▶ **What to work on**:
State the number of lines that include the string "styles", and write nothing else.

▶ **Source records**:

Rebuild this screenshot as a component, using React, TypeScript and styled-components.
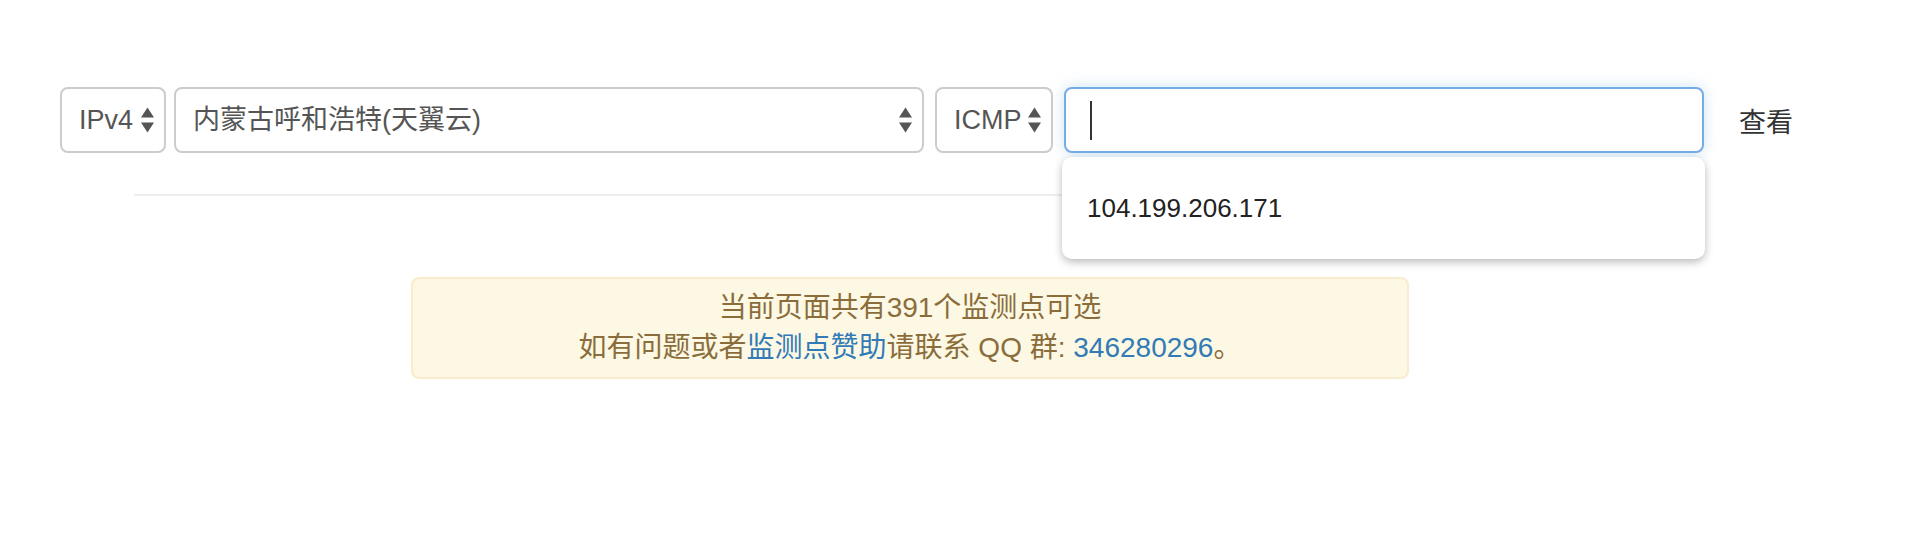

---

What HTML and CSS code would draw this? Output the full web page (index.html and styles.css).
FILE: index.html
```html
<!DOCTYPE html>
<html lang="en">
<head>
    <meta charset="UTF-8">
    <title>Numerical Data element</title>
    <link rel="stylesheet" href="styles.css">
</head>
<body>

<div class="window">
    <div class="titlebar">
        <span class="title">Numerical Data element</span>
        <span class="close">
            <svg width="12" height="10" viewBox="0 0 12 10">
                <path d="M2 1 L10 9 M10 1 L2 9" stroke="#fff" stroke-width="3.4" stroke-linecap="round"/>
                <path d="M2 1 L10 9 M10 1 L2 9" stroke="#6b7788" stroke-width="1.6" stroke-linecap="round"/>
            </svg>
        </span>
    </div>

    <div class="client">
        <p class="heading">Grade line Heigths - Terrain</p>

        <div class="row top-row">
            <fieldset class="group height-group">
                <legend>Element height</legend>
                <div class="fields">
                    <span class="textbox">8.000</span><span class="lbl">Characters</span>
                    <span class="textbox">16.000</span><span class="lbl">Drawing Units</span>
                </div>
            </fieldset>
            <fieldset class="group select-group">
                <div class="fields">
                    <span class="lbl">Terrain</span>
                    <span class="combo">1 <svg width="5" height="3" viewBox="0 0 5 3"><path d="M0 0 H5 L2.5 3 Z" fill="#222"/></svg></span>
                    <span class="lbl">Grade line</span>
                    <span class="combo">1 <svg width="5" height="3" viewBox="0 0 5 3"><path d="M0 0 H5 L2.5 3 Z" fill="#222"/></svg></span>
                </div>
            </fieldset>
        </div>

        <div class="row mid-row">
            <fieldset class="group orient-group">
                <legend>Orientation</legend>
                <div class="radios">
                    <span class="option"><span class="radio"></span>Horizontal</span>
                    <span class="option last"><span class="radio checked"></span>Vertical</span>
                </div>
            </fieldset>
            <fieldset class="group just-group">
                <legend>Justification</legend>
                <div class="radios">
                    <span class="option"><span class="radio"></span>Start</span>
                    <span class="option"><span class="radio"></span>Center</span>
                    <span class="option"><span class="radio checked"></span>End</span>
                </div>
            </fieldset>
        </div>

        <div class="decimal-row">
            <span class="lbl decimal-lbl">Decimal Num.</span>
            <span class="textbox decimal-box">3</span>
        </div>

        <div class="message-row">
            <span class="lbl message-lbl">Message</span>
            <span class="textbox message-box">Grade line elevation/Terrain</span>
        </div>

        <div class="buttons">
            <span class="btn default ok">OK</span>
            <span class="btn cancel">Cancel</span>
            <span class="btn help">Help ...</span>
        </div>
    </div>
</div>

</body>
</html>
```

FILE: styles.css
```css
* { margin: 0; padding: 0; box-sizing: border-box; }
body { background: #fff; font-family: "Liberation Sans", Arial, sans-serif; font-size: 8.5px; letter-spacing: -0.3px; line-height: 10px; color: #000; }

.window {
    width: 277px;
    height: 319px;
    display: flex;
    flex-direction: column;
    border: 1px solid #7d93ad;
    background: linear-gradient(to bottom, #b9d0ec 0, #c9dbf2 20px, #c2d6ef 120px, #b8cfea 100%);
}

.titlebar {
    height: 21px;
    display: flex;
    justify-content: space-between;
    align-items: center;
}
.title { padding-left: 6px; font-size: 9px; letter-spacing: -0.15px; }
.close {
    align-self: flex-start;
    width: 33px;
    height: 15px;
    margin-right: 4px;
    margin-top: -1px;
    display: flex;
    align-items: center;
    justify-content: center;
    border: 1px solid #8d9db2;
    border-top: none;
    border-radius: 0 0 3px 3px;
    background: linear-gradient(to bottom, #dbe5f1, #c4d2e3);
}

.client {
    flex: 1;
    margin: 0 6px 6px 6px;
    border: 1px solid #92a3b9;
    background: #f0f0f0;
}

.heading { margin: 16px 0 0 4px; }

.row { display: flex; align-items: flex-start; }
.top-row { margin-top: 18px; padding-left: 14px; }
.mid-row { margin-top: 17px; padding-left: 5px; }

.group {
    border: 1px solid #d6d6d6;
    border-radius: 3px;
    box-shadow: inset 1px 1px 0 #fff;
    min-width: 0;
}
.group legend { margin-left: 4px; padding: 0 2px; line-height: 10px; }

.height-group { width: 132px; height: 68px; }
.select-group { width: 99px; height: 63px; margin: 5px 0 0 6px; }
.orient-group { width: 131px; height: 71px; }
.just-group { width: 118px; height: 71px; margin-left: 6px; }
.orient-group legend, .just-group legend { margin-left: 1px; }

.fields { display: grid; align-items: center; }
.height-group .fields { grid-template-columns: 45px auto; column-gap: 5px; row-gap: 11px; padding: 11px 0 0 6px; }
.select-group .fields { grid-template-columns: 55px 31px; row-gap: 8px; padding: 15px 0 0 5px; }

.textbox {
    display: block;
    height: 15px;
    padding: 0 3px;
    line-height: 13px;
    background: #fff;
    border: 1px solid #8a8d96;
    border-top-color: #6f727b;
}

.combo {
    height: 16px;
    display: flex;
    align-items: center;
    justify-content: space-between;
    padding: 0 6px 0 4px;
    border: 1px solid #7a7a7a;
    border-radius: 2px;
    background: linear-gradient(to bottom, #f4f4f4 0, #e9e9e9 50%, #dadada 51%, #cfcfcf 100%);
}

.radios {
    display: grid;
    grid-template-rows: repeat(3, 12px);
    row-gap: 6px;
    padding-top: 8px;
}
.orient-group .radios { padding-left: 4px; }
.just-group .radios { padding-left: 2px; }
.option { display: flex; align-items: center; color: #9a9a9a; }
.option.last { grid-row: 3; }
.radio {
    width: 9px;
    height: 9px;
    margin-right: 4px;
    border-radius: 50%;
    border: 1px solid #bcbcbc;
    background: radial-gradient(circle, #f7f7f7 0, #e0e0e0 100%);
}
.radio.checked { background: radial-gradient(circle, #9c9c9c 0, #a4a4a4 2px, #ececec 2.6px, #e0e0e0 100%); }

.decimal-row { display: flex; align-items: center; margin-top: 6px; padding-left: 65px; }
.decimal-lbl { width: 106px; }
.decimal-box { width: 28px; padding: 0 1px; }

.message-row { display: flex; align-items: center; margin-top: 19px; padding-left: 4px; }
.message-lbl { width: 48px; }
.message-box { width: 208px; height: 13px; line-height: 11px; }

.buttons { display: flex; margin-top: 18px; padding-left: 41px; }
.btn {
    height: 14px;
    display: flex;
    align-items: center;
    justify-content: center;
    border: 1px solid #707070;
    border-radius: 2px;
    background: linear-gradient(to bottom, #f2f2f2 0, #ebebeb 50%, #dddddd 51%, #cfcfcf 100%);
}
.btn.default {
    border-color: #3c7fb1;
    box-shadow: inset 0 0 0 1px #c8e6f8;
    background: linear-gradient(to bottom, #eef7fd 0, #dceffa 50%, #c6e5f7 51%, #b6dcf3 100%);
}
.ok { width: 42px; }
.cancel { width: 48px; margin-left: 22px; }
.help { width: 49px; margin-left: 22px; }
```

▶ **Solution for this problem**:
3